Eighteenth-century consumer historiography, however, has already attested the importance of studying pervasive value notions such as ‘respectability’, ‘novelty’, ‘comfort’ and ‘pleasure’. However, the eighteenth-century explosion of products – initially referred to in British historiography as a 'consumer revolution' – reflects the increasingly complex and socially layered consumer society. As a result, the marketing of goods at that time would have required more categories and a more diversified terminology to describe the unique qualities of each product. By starting from the conceptual framework of the so-called convention theories, and methodologically supported by word embedding technologies, this project will identify pivotal words and phrases, and accompanying semantic shifts in contemporary sources (mainly auction advertisements) to discover and attribute shifting value constructions.
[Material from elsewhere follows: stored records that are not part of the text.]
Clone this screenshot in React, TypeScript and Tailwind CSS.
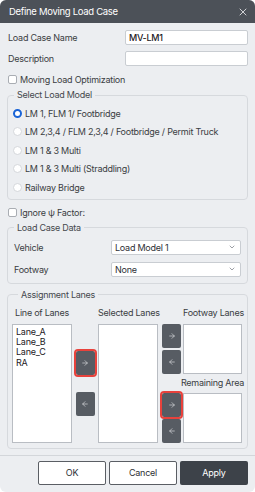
import React from 'react';
import { X, ChevronDown, ArrowRight, ArrowLeft } from 'lucide-react';

const FONT = { fontFamily: 'Inter, "Noto Sans", "Liberation Sans", sans-serif' };

const Check = ({ label }: { label: string }) => (
    <div className="flex items-center h-[13px] gap-[3px] pl-[1px]">
        <span className="w-[9px] h-[9px] bg-white border border-[#a9adb3] rounded-[2px]" />
        <span className="text-[#3a3d42] leading-none">{label}</span>
    </div>
);

const Radio = ({ label, checked }: { label: string; checked?: boolean }) => (
    <div className="flex items-center h-[18.5px] gap-[3px] pl-[5px]">
        {checked ? (
            <span className="w-[9px] h-[9px] rounded-full bg-white border-[2.5px] border-[#1a64d6]" />
        ) : (
            <span className="w-[9px] h-[9px] rounded-full bg-white border border-[#d4d7db]" />
        )}
        <span className="text-[#3a3d42] leading-none">{label}</span>
    </div>
);

const ArrowBtn = ({ dir, hot }: { dir: 'r' | 'l'; hot?: boolean }) => (
    <button
        className={
            'w-[19px] h-[24px] bg-[#575c63] rounded-[2px] flex items-center justify-center ' +
            (hot ? 'outline-2 outline-[#e8423c]' : '')
        }
    >
        {dir === 'r' ? (
            <ArrowRight size={8} strokeWidth={2} color="#d9dbde" />
        ) : (
            <ArrowLeft size={8} strokeWidth={2} color="#d9dbde" />
        )}
    </button>
);

const Group = ({ title, className, children }: { title: string; className?: string; children: React.ReactNode }) => (
    <fieldset className={'border border-[#d6d9dd] rounded-[4px] ' + (className || '')}>
        <legend className="ml-[6px] px-[3px] leading-[12px] text-[#45484d]">{title}</legend>
        {children}
    </fieldset>
);

const Select = ({ value }: { value: string }) => (
    <div className="w-[130px] h-[15px] bg-white border border-[#c9cdd2] rounded-[2px] flex items-center justify-between pl-[3px] pr-[4px]">
        <span className="text-[#2d3035] leading-none">{value}</span>
        <ChevronDown size={8} strokeWidth={2} color="#6b7078" />
    </div>
);

export default function App() {
    return (
        <div
            style={FONT}
            className="w-[255px] h-[492px] bg-[#eceef1] rounded-[6px] overflow-hidden flex flex-col text-[9px] tracking-[-0.25px]"
        >
            {/* Header */}
            <div className="h-[23px] bg-[#4c5158] flex items-center justify-between pl-[9px] pr-[6px] shrink-0">
                <span className="text-[9.5px] tracking-[-0.3px] text-white leading-none">Define Moving Load Case</span>
                <X size={12} strokeWidth={1.6} color="#f2f3f5" />
            </div>

            <div className="px-[7px]">
                <div className="mt-[7px] h-[15px] flex items-center justify-between pl-[1px]">
                    <span className="text-[#3a3d42] leading-none">Load Case Name</span>
                    <div className="w-[123px] h-[15px] bg-white border border-[#c9cdd2] rounded-[2px] flex items-center pl-[3px]">
                        <span className="text-[#1d2024] font-medium leading-none">MV-LM1</span>
                    </div>
                </div>
                <div className="mt-[6px] h-[15px] flex items-center justify-between pl-[1px]">
                    <span className="text-[#3a3d42] leading-none">Description</span>
                    <div className="w-[123px] h-[15px] bg-white border border-[#c9cdd2] rounded-[2px]" />
                </div>

                <div className="mt-[7px]">
                    <Check label="Moving Load Optimization" />
                </div>

                <Group title="Select Load Model" className="mt-[3px] pt-[3px] pb-[2px]">
                    <Radio label="LM 1, FLM 1/ Footbridge" checked />
                    <Radio label="LM 2,3,4 / FLM 2,3,4 / Footbridge / Permit Truck" />
                    <Radio label="LM 1 & 3 Multi" />
                    <Radio label="LM 1 & 3 Multi (Straddling)" />
                    <Radio label="Railway Bridge" />
                </Group>

                <div className="mt-[6px]">
                    <Check label="Ignore ψ Factor:" />
                </div>

                <Group title="Load Case Data" className="mt-[3px] pt-[6px] pb-[6px] pr-[6px]">
                    <div className="flex flex-col gap-[7px]">
                        <div className="h-[15px] flex items-center justify-between pl-[6px]">
                            <span className="text-[#3a3d42] leading-none">Vehicle</span>
                            <Select value="Load Model 1" />
                        </div>
                        <div className="h-[15px] flex items-center justify-between pl-[6px]">
                            <span className="text-[#3a3d42] leading-none">Footway</span>
                            <Select value="None" />
                        </div>
                    </div>
                </Group>

                <Group title="Assignment Lanes" className="mt-[5px] pt-[6px] pb-[5px] pl-[4px]">
                    <div className="flex">
                        {/* Line of Lanes */}
                        <div className="w-[60px] flex flex-col">
                            <div className="h-[12px] text-center leading-[12px] text-[#3a3d42] whitespace-nowrap">Line of Lanes</div>
                            <div className="mt-[5px] h-[119px] bg-white border border-[#b9bdc3] pl-[3px] pt-[2px] leading-[10.4px] text-[#1d2024]">
                                <div>Lane_A</div>
                                <div>Lane_B</div>
                                <div>Lane_C</div>
                                <div>RA</div>
                            </div>
                        </div>
                        <div className="w-[26px] flex flex-col items-center pt-[44px]">
                            <ArrowBtn dir="r" hot />
                            <div className="mt-[17px]">
                                <ArrowBtn dir="l" />
                            </div>
                        </div>
                        {/* Selected Lanes */}
                        <div className="w-[60px] flex flex-col">
                            <div className="h-[12px] text-center leading-[12px] text-[#3a3d42] whitespace-nowrap">Selected Lanes</div>
                            <div className="mt-[5px] h-[119px] bg-white border border-[#b9bdc3]" />
                        </div>
                        {/* Footway / Remaining */}
                        <div className="ml-[4px] flex flex-col">
                            <div className="h-[12px] pl-[21px] w-[80px] text-center leading-[12px] text-[#3a3d42] whitespace-nowrap">Footway Lanes</div>
                            <div className="mt-[5px] flex gap-[2px]">
                                <div className="flex flex-col gap-[2px]">
                                    <ArrowBtn dir="r" />
                                    <ArrowBtn dir="l" />
                                </div>
                                <div className="w-[59px] h-[50px] bg-white border border-[#b9bdc3]" />
                            </div>
                            <div className="h-[19px] pl-[21px] w-[80px] flex items-center justify-center text-[#3a3d42] whitespace-nowrap">Remaining Area</div>
                            <div className="flex gap-[2px]">
                                <div className="flex flex-col gap-[2px]">
                                    <ArrowBtn dir="r" hot />
                                    <ArrowBtn dir="l" />
                                </div>
                                <div className="w-[59px] h-[50px] bg-white border border-[#b9bdc3]" />
                            </div>
                        </div>
                    </div>
                </Group>
            </div>

            <div className="mt-[6px] border-t border-[#d3d6da]" />

            {/* Footer */}
            <div className="mt-[5px] flex justify-end gap-[3px] pr-[7px]">
                <button className="w-[68px] h-[24px] bg-white border border-[#5a5e64] rounded-[2px] text-[#2d3035]">OK</button>
                <button className="w-[68px] h-[24px] bg-white border border-[#5a5e64] rounded-[2px] text-[#2d3035]">Cancel</button>
                <button className="w-[68px] h-[24px] bg-[#3d4249] rounded-[2px] text-white">Apply</button>
            </div>
        </div>
    );
}
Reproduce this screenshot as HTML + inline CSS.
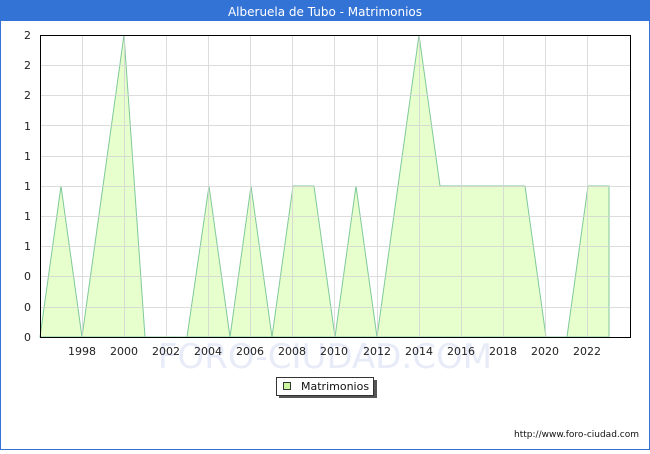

This innovative combination of theory and methodology will shed new light on the underlying mental frameworks of consumer value constructions for the eighteenth-century United Kingdom.
This PhD-project is part of a broader project about material culture and consumer society in the eighteenth and nineteenth centuries under the supervision of Bruno Blondé, Bert De Munck, Mike Kestemont and Ilja Van Damme.
Picture: Louis Rolland Trinquesse, Interior with a Lady, her Maid, and a Gentleman, 1776, oil on canvas
This painting showcases many eighteenth-century ideas of luxury and consumerism such as the white stockings, elaborate clothing design, intricate furniture and the lavish fabrics used in the dress, furnishing and on the wall.